* Work to complete
Set out every line bearing the string "Tailwind".

* Input data
----------------

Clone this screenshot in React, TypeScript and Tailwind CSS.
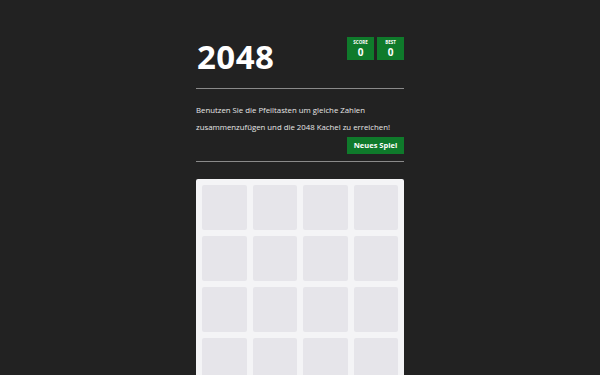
import React from "react";

export default function App() {
  const cells = Array.from({ length: 16 });
  return (
    <div className="min-h-screen w-full bg-[#222222] flex justify-center" style={{ fontFamily: '"Open Sans", "Liberation Sans", sans-serif' }}>
      <div className="w-[208px] pt-[37px]">
        <div className="flex justify-between items-start">
          <h1 className="text-white font-bold text-[33px] leading-none mt-[3px] ml-[1px] tracking-[0.5px]">2048</h1>
          <div className="flex gap-[3px]">
            <div className="bg-[#0f7a2b] w-[27px] h-[23px] flex flex-col items-center justify-center text-white">
              <div className="text-[4.5px] font-bold leading-none">SCORE</div>
              <div className="text-[10px] font-bold leading-none mt-[2px]">0</div>
            </div>
            <div className="bg-[#0f7a2b] w-[27px] h-[23px] flex flex-col items-center justify-center text-white">
              <div className="text-[4.5px] font-bold leading-none">BEST</div>
              <div className="text-[10px] font-bold leading-none mt-[2px]">0</div>
            </div>
          </div>
        </div>
        <div className="h-px bg-[#8a8a8a] mt-[15px]" />
        <div className="text-[#e6e6e6] text-[7.8px] leading-[17px] mt-[13px] whitespace-nowrap">
          <p>Benutzen Sie die Pfeiltasten um gleiche Zahlen</p>
          <p>zusammenzufügen und die 2048 Kachel zu erreichen!</p>
        </div>
        <div className="flex justify-end mt-[1px]">
          <button className="bg-[#0f7a2b] text-white font-bold text-[7.5px] w-[57px] h-[17px] flex items-center justify-center">Neues Spiel</button>
        </div>
        <div className="h-px bg-[#8a8a8a] mt-[7px]" />
        <div className="mt-[17px] bg-[#f4f4f6] rounded-[2px] p-[6px] grid grid-cols-4 gap-[6px]">
          {cells.map((_, i) => (
            <div key={i} className="bg-[#e6e5ea] rounded-[2px] h-[45px]" />
          ))}
        </div>
      </div>
    </div>
  );
}
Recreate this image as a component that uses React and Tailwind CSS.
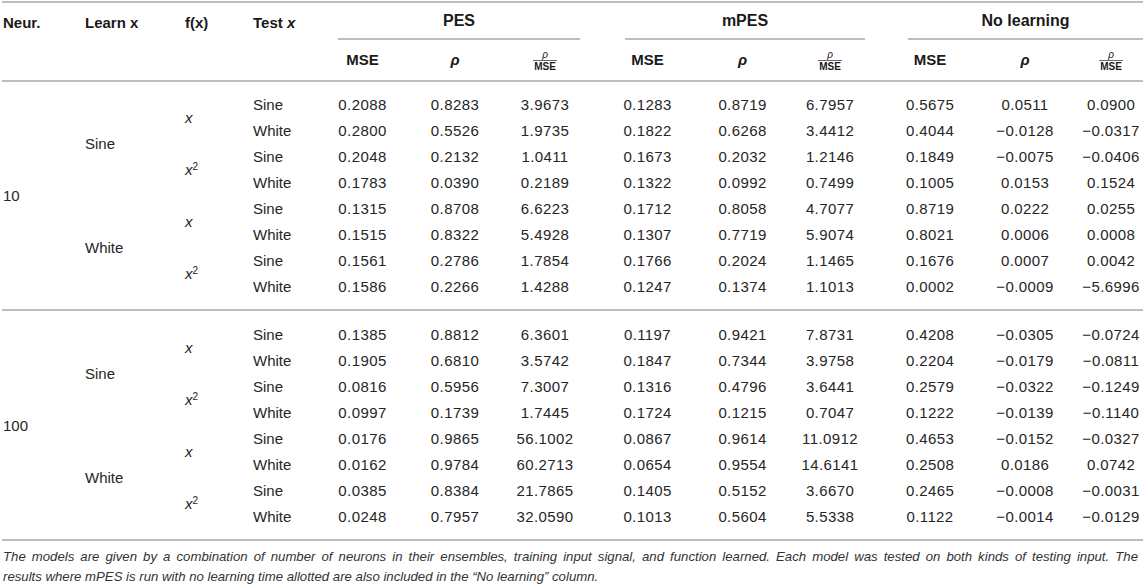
import React from "react";

const groups = [
  {
    neur: "10",
    learns: [
      {
        learn: "Sine",
        fs: [
          { f: "x", rows: [
            ["Sine", "0.2088", "0.8283", "3.9673", "0.1283", "0.8719", "6.7957", "0.5675", "0.0511", "0.0900"],
            ["White", "0.2800", "0.5526", "1.9735", "0.1822", "0.6268", "3.4412", "0.4044", "−0.0128", "−0.0317"],
          ] },
          { f: "x2", rows: [
            ["Sine", "0.2048", "0.2132", "1.0411", "0.1673", "0.2032", "1.2146", "0.1849", "−0.0075", "−0.0406"],
            ["White", "0.1783", "0.0390", "0.2189", "0.1322", "0.0992", "0.7499", "0.1005", "0.0153", "0.1524"],
          ] },
        ],
      },
      {
        learn: "White",
        fs: [
          { f: "x", rows: [
            ["Sine", "0.1315", "0.8708", "6.6223", "0.1712", "0.8058", "4.7077", "0.8719", "0.0222", "0.0255"],
            ["White", "0.1515", "0.8322", "5.4928", "0.1307", "0.7719", "5.9074", "0.8021", "0.0006", "0.0008"],
          ] },
          { f: "x2", rows: [
            ["Sine", "0.1561", "0.2786", "1.7854", "0.1766", "0.2024", "1.1465", "0.1676", "0.0007", "0.0042"],
            ["White", "0.1586", "0.2266", "1.4288", "0.1247", "0.1374", "1.1013", "0.0002", "−0.0009", "−5.6996"],
          ] },
        ],
      },
    ],
  },
  {
    neur: "100",
    learns: [
      {
        learn: "Sine",
        fs: [
          { f: "x", rows: [
            ["Sine", "0.1385", "0.8812", "6.3601", "0.1197", "0.9421", "7.8731", "0.4208", "−0.0305", "−0.0724"],
            ["White", "0.1905", "0.6810", "3.5742", "0.1847", "0.7344", "3.9758", "0.2204", "−0.0179", "−0.0811"],
          ] },
          { f: "x2", rows: [
            ["Sine", "0.0816", "0.5956", "7.3007", "0.1316", "0.4796", "3.6441", "0.2579", "−0.0322", "−0.1249"],
            ["White", "0.0997", "0.1739", "1.7445", "0.1724", "0.1215", "0.7047", "0.1222", "−0.0139", "−0.1140"],
          ] },
        ],
      },
      {
        learn: "White",
        fs: [
          { f: "x", rows: [
            ["Sine", "0.0176", "0.9865", "56.1002", "0.0867", "0.9614", "11.0912", "0.4653", "−0.0152", "−0.0327"],
            ["White", "0.0162", "0.9784", "60.2713", "0.0654", "0.9554", "14.6141", "0.2508", "0.0186", "0.0742"],
          ] },
          { f: "x2", rows: [
            ["Sine", "0.0385", "0.8384", "21.7865", "0.1405", "0.5152", "3.6670", "0.2465", "−0.0008", "−0.0031"],
            ["White", "0.0248", "0.7957", "32.0590", "0.1013", "0.5604", "5.5338", "0.1122", "−0.0014", "−0.0129"],
          ] },
        ],
      },
    ],
  },
];

const numPad = ["", "", "pr-[5px]", "", "", "", "", "", "pl-[9px]"];

function Fx({ f }) {
  if (f === "x2")
    return (
      <span>
        <span className="italic">x</span>
        <sup className="text-[10px]">2</sup>
      </span>
    );
  return <span className="italic">x</span>;
}

function Frac() {
  return (
    <span className="inline-flex flex-col items-center leading-none align-middle">
      <span className="italic font-normal text-[10px] leading-[10px]">ρ</span>
      <span className="border-t border-[#666] text-[10px] font-bold leading-[11px] px-[1px]">MSE</span>
    </span>
  );
}

function SubHead({ label, ml, mr }) {
  return (
    <th colSpan={3} className="p-0 align-top border-t-2 border-[#bdbdbd] font-bold text-[16px]">
      <div className={`flex flex-col ${ml} ${mr}`}>
        <div className="h-[35px] flex items-center justify-center">{label}</div>
        <div className="h-[2px] bg-[#bdbdbd]" />
      </div>
    </th>
  );
}

function Group({ g, first }) {
  const rows = [];
  let idx = 0;
  g.learns.forEach((l) => {
    l.fs.forEach((fo, fi) => {
      fo.rows.forEach((r, ri) => {
        const cells = [];
        if (idx === 0)
          cells.push(
            <td key="n" rowSpan={8} className="pl-[1px] align-middle">{g.neur}</td>
          );
        if (fi === 0 && ri === 0)
          cells.push(
            <td key="l" rowSpan={4} className="align-middle">{l.learn}</td>
          );
        if (ri === 0)
          cells.push(
            <td key="f" rowSpan={2} className="align-middle">
              <Fx f={fo.f} />
            </td>
          );
        cells.push(<td key="t">{r[0]}</td>);
        r.slice(1).forEach((v, vi) => {
          cells.push(
            <td key={"v" + vi} className={`text-center tracking-[0.4px] ${numPad[vi]}`}>{v}</td>
          );
        });
        rows.push(
          <tr key={idx} className="h-[26px]">{cells}</tr>
        );
        idx++;
      });
    });
  });
  return (
    <tbody>
      <tr>
        <td colSpan={13} className={first ? "h-[11px] p-0" : "h-[12px] p-0"} />
      </tr>
      {rows}
      <tr>
        <td colSpan={13} className="h-[10px] p-0 border-b-2 border-[#bdbdbd]" />
      </tr>
    </tbody>
  );
}

export default function App() {
  return (
    <div
      className="w-[1143px] bg-white text-[#262626] pt-[1px]"
      style={{ fontFamily: '"Liberation Sans", Arial, sans-serif' }}
    >
      <table className="table-fixed w-[1141px] ml-[2px] text-[15px] border-collapse">
        <colgroup>
          <col className="w-[83px]" />
          <col className="w-[100px]" />
          <col className="w-[68px]" />
          <col className="w-[67px]" />
          <col className="w-[85px]" />
          <col className="w-[100px]" />
          <col className="w-[85px]" />
          <col className="w-[115px]" />
          <col className="w-[75px]" />
          <col className="w-[100px]" />
          <col className="w-[100px]" />
          <col className="w-[90px]" />
          <col className="w-[73px]" />
        </colgroup>
        <thead className="text-[#1a1a1a]">
          <tr>
            <th rowSpan={2} className="text-left align-top pt-[9px] pl-[1px] font-bold border-t-2 border-b-2 border-[#bdbdbd]">Neur.</th>
            <th rowSpan={2} className="text-left align-top pt-[9px] font-bold border-t-2 border-b-2 border-[#bdbdbd]">Learn x</th>
            <th rowSpan={2} className="text-left align-top pt-[9px] font-bold border-t-2 border-b-2 border-[#bdbdbd]">f(x)</th>
            <th rowSpan={2} className="text-left align-top pt-[9px] font-bold border-t-2 border-b-2 border-[#bdbdbd]">
              Test <span className="italic">x</span>
            </th>
            <SubHead label="PES" ml="ml-[18px]" mr="mr-[10px]" />
            <SubHead label="mPES" ml="ml-[35px]" mr="mr-[15px]" />
            <SubHead label="No learning" ml="ml-[28px]" mr="mr-0" />
          </tr>
          <tr className="h-[41px]">
            {[0, 1, 2].map((k) => (
              <React.Fragment key={k}>
                <th className={`text-center font-bold border-b-2 border-[#bdbdbd] ${numPad[k * 3]}`}>MSE</th>
                <th className={`text-center border-b-2 border-[#bdbdbd] ${numPad[k * 3 + 1]}`}>
                  <span className="italic font-bold">ρ</span>
                </th>
                <th className={`text-center border-b-2 border-[#bdbdbd] ${numPad[k * 3 + 2]}`}>
                  <Frac />
                </th>
              </React.Fragment>
            ))}
          </tr>
        </thead>
        {groups.map((g, i) => (
          <Group key={i} g={g} first={i === 0} />
        ))}
      </table>
      <p className="mt-[6px] pl-[3px] pr-[5px] text-[13.2px] italic leading-[20px] text-[#333]">
        <span className="block text-justify [text-align-last:justify]">
          The models are given by a combination of number of neurons in their ensembles, training input signal, and function learned. Each model was tested on both kinds of testing input. The
        </span>
        <span className="block">
          results where mPES is run with no learning time allotted are also included in the “No learning” column.
        </span>
      </p>
    </div>
  );
}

----------------

* Answer in full
Clone this screenshot in React, TypeScript and Tailwind CSS.
Recreate this image as a component that uses React and Tailwind CSS.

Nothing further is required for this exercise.